What is , where do I get it from

will it help


----------



## [email protected] (Jun 12, 2008)

polyfill


----------



## Oliver (Jun 25, 2007)

ES 300 D 700 (PDF File)
FONOFORM on all the inside walls except for the speaker's. Damping material: FONOFORM on all the inside walls except for the speaker's. ES 300 D ...
www.powerset.fi/autohifi/hertz/pdf_es300d.pdf
HX 300 D (PDF File)
Damping material: FONOFORM on all the inside walls except for the speaker’s. Damping material: FONOFORM on all the inside walls except for the speaker’s. Damping material: FONOFORM on all the inside walls except for the speaker’s.
68k - 10 sec @ 56k
www.hertzaudiovideo.com/Doc/pdf_hx300d.pdf

your not going to believe how I found this 

I typed in FonoForm and hit search .00035 milliseconds required


----------



## fatboyracing (Oct 8, 2008)

a$$hole said:


> ES 300 D 700 (PDF File)
> FONOFORM on all the inside walls except for the speaker's. Damping material: FONOFORM on all the inside walls except for the speaker's. ES 300 D ...
> www.powerset.fi/autohifi/hertz/pdf_es300d.pdf
> HX 300 D (PDF File)
> ...


for real you are so smart I can't beleave you found a statement that says use fonoform and thats all you found

I did a search and thats all I found was the manual to the sub I have

I just wanted to see what it was mabey if you read the question you could of awnsered it I asked what it was and where to get it not where to use it


----------



## sam3535 (Jan 21, 2007)

fatboyracing said:


> for real you are so smart I can't beleave you found a statement that says use fonoform and thats all you found
> 
> I did a search and thats all I found was the manual to the sub I have
> 
> I just wanted to see what it was mabey if you read the question you could of awnsered it I asked what it was and where to get it not where to use it


Only because of your response to Hic above: the manual that you found/had says that fonoform is damping material. Why not search (in google) for "line cabinet with damping material"?

To answer your question: look for something like this Parts-Express.com:Acoustic Damping Foam | acoustic damping foam black hole sonic barrier acoustic foam damping foam damping cabinet_damping and line every interior surface with the material except the mounting baffle.

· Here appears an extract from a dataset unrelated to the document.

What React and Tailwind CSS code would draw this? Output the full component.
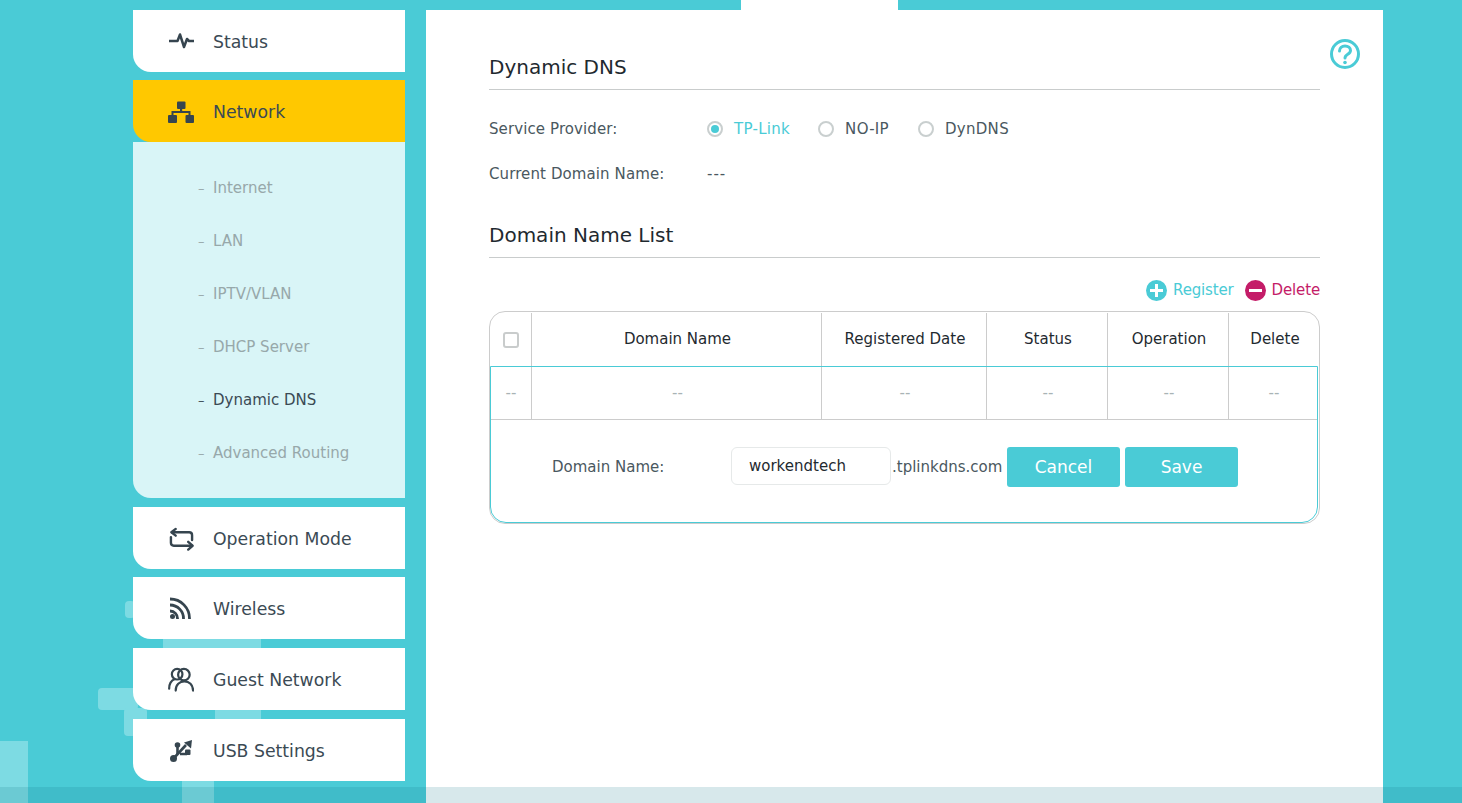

As Beats states, polyfill can easily be used but I've always preferred using something like I linked to above.

Good luck.


----------



## Oliver (Jun 25, 2007)

fatboyracing said:


> I just wanted to see what it was mabey if you read the question you could of awnsered it I asked what it was and where to get it not where to use it


couldn't find out who sold it 

Hertz uses it [ e-mail em ]

Polymer Technologies, Inc. - Reduce Noise, Molded Foam, Noise Control, Thermal Applications

This company might interest you


----------



## CENTRAL (Dec 13, 2012)

FONOFORM

AZ AUDIOCOMP FONOFORM 5070 da 50x70 cm By AUDISON NUOVO | eBay

In case anyone is interested...


----------



## Richv72 (May 11, 2012)

So its compressed polyfill im guessing, if bing translated that correctly.


----------